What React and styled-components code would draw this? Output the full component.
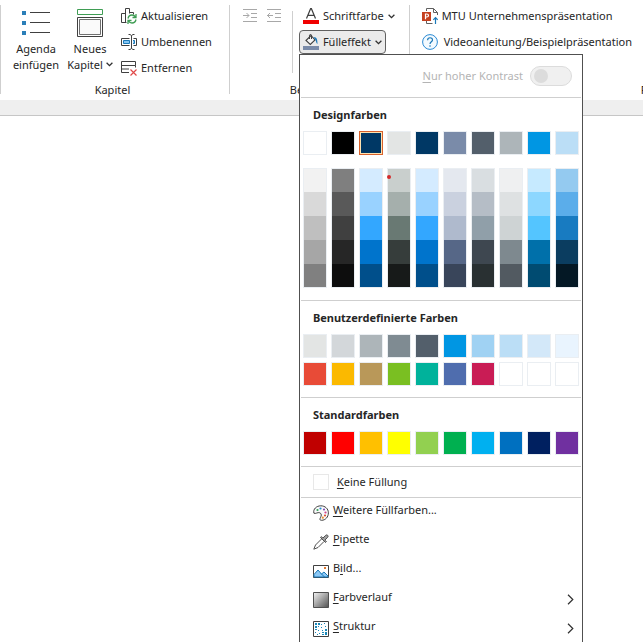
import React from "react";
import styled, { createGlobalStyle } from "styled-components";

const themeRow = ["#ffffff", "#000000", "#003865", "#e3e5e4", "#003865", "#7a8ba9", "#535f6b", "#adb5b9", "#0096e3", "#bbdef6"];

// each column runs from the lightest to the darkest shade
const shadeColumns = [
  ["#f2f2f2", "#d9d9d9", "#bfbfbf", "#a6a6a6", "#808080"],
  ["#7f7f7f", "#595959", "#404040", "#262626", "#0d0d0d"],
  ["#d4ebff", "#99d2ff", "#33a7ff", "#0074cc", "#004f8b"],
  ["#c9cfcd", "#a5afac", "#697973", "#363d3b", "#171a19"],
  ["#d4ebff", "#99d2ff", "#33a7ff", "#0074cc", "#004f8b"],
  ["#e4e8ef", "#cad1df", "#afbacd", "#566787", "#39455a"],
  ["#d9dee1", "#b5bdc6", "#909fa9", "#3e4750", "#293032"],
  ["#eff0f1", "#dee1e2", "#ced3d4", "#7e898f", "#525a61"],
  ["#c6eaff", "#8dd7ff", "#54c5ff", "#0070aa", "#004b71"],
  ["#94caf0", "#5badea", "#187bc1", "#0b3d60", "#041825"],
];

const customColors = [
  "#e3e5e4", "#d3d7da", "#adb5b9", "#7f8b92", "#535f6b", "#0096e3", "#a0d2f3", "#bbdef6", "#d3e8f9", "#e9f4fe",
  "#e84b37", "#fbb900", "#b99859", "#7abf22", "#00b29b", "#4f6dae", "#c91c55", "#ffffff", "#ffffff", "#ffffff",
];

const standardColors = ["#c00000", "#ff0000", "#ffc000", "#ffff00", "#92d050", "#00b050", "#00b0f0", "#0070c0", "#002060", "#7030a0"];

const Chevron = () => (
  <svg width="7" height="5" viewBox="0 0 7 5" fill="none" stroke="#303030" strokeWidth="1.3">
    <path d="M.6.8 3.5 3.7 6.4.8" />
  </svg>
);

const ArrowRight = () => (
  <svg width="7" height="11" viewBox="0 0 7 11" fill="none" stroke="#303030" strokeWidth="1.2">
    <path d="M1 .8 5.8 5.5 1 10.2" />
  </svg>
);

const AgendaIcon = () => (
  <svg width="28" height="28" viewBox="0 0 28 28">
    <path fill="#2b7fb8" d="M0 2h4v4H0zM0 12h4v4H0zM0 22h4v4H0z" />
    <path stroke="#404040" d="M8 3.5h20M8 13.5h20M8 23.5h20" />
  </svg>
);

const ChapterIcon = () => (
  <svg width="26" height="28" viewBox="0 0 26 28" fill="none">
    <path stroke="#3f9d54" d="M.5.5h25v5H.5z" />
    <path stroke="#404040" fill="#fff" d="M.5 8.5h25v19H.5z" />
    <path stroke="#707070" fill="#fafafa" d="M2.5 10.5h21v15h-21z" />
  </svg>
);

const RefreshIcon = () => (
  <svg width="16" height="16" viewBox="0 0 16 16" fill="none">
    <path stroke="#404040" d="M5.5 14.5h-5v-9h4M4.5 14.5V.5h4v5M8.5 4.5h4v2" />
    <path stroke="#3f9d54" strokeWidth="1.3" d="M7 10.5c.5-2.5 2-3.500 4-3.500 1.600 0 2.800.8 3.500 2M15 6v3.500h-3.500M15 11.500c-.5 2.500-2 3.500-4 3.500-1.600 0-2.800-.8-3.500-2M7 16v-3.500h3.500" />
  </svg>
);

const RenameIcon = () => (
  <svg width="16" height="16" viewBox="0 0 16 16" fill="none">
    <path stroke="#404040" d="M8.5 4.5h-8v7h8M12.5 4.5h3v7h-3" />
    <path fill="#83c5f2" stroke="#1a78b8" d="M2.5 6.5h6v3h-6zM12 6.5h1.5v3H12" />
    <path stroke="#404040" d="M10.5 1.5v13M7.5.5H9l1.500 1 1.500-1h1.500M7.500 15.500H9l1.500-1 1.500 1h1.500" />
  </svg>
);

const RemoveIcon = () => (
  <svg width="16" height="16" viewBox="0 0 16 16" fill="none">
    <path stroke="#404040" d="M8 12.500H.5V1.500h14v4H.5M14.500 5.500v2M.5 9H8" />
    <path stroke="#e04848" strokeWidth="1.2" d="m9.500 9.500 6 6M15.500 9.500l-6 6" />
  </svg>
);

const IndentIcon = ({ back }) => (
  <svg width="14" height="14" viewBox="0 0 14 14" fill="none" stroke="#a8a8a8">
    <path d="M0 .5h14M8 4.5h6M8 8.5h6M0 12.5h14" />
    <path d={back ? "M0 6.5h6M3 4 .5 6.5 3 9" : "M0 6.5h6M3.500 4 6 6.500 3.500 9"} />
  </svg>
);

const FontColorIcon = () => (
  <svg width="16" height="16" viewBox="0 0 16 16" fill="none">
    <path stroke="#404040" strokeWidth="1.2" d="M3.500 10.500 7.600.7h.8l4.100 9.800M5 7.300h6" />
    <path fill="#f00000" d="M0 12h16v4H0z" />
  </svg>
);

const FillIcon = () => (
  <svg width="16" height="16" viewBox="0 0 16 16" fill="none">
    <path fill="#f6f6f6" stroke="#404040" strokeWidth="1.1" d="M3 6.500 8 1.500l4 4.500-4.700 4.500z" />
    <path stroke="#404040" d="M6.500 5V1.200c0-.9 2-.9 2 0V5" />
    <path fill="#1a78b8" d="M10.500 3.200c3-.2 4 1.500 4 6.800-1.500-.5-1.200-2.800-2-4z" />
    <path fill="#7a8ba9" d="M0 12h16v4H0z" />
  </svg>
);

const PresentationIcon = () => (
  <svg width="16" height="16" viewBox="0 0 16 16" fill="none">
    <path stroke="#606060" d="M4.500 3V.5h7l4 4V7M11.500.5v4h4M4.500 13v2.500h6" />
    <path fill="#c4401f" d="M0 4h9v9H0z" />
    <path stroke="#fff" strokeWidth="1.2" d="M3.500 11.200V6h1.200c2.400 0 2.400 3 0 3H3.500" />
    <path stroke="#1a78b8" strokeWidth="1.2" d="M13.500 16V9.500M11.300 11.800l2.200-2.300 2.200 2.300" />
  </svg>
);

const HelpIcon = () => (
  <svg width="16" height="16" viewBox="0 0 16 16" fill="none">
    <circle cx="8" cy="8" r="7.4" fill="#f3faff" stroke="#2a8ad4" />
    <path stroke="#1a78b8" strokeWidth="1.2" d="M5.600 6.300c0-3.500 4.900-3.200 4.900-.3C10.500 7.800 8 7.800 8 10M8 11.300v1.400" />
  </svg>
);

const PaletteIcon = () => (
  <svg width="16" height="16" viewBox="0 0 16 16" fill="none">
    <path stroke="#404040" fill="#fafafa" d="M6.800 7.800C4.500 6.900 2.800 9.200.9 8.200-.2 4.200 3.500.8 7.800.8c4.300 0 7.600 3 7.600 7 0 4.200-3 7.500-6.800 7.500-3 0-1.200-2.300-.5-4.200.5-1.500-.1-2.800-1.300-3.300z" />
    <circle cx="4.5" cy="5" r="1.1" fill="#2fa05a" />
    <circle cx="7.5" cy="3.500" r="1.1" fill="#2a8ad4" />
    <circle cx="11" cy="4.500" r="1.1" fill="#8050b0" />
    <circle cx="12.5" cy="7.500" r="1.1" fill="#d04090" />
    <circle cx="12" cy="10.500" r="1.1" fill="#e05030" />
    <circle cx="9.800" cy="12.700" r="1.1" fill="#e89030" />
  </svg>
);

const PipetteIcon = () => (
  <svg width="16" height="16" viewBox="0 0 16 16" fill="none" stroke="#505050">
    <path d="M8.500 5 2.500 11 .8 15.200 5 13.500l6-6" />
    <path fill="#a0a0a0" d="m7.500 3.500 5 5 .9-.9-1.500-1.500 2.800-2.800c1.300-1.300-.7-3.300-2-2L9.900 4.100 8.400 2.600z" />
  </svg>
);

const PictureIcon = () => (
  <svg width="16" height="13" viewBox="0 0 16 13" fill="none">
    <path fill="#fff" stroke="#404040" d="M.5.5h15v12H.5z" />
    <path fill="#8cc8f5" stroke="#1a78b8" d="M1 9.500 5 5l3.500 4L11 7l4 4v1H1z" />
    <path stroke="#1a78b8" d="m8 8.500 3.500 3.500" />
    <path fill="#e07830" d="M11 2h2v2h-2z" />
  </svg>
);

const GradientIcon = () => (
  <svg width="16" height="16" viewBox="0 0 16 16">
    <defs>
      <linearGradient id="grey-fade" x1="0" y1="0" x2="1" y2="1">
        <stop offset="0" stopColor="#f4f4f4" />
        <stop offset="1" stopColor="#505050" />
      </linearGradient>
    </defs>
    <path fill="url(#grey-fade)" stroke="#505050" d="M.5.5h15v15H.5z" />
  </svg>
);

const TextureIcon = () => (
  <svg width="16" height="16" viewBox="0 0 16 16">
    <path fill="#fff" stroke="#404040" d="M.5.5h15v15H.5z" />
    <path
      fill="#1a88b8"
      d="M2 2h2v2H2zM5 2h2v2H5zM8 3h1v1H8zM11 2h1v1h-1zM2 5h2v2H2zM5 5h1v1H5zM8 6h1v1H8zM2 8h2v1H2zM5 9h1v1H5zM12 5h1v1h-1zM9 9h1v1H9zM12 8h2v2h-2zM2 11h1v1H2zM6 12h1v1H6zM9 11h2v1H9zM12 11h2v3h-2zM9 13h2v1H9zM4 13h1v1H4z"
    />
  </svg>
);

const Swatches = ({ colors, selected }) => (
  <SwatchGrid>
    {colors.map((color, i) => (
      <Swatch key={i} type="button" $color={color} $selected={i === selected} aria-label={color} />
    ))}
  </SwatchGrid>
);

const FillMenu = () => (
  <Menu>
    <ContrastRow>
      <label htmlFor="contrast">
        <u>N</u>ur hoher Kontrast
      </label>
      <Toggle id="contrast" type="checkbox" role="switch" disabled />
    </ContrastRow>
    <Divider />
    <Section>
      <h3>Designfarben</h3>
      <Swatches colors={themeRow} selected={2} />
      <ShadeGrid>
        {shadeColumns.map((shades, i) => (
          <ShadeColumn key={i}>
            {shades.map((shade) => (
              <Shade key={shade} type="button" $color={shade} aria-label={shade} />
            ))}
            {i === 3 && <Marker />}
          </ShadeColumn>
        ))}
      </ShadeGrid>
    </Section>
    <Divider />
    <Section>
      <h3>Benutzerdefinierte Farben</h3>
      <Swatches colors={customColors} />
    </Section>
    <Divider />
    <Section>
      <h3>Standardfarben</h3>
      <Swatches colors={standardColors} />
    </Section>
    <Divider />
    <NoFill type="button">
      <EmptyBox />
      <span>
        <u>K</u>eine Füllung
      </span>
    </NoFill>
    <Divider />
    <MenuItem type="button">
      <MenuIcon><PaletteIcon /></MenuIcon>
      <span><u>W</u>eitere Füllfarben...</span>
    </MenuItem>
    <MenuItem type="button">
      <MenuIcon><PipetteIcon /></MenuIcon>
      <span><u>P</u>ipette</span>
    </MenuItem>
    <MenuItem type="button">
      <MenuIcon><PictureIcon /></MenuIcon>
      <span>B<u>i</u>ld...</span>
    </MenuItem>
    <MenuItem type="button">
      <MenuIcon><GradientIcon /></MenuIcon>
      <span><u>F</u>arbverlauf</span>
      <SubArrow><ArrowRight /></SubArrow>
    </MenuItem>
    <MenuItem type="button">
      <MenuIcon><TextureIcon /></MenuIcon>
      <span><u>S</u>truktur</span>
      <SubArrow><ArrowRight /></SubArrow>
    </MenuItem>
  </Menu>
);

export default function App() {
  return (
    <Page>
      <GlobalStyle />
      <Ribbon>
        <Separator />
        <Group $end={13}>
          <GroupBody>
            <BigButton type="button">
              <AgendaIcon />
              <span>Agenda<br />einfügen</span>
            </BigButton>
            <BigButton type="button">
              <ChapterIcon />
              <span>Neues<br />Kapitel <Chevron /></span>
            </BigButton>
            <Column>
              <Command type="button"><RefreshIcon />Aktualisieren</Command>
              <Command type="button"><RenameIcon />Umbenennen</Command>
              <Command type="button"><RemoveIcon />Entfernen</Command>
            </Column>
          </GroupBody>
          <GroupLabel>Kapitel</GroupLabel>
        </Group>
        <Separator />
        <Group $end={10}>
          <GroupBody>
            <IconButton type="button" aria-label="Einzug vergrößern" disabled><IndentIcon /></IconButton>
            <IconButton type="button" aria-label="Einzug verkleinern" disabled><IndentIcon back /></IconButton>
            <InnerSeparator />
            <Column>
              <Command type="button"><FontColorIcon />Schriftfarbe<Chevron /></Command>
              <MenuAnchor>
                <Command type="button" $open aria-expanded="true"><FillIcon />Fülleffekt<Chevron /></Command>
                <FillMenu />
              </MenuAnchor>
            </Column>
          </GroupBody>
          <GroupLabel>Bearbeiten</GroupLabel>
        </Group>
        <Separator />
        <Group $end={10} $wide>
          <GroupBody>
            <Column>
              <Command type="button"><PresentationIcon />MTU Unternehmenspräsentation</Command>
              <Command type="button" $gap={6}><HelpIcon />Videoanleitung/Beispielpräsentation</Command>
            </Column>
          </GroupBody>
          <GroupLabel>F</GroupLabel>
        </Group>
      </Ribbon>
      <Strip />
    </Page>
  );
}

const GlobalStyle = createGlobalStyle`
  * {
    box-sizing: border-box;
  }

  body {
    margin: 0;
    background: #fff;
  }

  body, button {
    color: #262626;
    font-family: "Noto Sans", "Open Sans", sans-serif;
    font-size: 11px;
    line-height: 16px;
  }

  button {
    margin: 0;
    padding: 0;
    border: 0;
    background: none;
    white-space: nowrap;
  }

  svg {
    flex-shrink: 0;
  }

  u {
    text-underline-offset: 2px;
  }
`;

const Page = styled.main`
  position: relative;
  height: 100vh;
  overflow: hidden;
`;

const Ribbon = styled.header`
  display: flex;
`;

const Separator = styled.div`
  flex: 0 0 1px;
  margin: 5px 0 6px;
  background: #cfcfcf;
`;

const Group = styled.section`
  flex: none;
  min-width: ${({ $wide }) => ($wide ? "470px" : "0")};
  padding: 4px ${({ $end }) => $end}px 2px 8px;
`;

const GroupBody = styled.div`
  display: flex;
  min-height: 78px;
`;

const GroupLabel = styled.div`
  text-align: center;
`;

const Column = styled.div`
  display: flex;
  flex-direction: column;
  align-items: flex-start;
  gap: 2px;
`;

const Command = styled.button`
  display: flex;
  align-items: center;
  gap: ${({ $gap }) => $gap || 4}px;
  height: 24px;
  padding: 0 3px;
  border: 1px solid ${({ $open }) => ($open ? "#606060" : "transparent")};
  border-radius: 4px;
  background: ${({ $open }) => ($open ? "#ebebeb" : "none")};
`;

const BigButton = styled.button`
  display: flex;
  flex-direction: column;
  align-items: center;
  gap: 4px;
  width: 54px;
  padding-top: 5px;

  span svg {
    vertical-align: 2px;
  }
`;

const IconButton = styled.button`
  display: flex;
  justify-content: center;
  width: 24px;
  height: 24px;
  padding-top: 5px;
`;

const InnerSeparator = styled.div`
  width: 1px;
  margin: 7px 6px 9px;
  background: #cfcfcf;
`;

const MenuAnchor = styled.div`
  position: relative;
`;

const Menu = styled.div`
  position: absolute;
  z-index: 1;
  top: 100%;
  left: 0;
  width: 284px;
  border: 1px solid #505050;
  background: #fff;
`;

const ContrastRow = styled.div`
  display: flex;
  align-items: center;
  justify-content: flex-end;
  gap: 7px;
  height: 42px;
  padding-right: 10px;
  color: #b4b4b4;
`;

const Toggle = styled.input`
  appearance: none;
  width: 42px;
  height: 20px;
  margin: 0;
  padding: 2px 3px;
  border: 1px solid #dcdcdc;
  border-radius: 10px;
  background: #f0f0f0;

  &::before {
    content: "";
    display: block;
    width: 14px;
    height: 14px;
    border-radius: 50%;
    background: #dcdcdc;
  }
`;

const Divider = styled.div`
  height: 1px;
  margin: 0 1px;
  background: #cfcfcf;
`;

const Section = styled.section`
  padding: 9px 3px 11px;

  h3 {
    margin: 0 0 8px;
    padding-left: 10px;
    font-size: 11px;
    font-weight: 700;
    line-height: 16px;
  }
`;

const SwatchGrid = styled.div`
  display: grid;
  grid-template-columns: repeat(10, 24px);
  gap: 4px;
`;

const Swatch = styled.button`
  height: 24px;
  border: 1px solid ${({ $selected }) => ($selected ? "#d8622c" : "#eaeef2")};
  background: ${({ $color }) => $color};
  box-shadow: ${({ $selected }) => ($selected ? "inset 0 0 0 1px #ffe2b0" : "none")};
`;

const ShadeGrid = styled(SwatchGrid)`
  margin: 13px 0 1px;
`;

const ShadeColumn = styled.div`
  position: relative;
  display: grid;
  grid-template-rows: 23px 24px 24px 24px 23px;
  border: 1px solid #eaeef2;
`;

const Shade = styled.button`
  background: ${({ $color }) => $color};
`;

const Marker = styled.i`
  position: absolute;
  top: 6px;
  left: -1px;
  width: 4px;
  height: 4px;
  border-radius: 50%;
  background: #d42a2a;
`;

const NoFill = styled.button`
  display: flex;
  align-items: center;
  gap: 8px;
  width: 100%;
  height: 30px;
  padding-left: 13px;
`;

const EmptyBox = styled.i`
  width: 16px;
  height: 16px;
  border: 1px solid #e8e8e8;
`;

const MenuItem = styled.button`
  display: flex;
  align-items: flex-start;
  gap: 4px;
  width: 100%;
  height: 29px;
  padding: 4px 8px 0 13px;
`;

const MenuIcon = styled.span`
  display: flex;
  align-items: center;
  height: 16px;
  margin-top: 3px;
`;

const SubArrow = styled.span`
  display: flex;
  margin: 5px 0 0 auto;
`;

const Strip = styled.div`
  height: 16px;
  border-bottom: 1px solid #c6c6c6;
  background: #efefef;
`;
──────────
The task: Isolate each line of the listing above that includes "components". Copy it.

Task solution:
What React and styled-components code would draw this? Output the full component.
import styled, { createGlobalStyle } from "styled-components";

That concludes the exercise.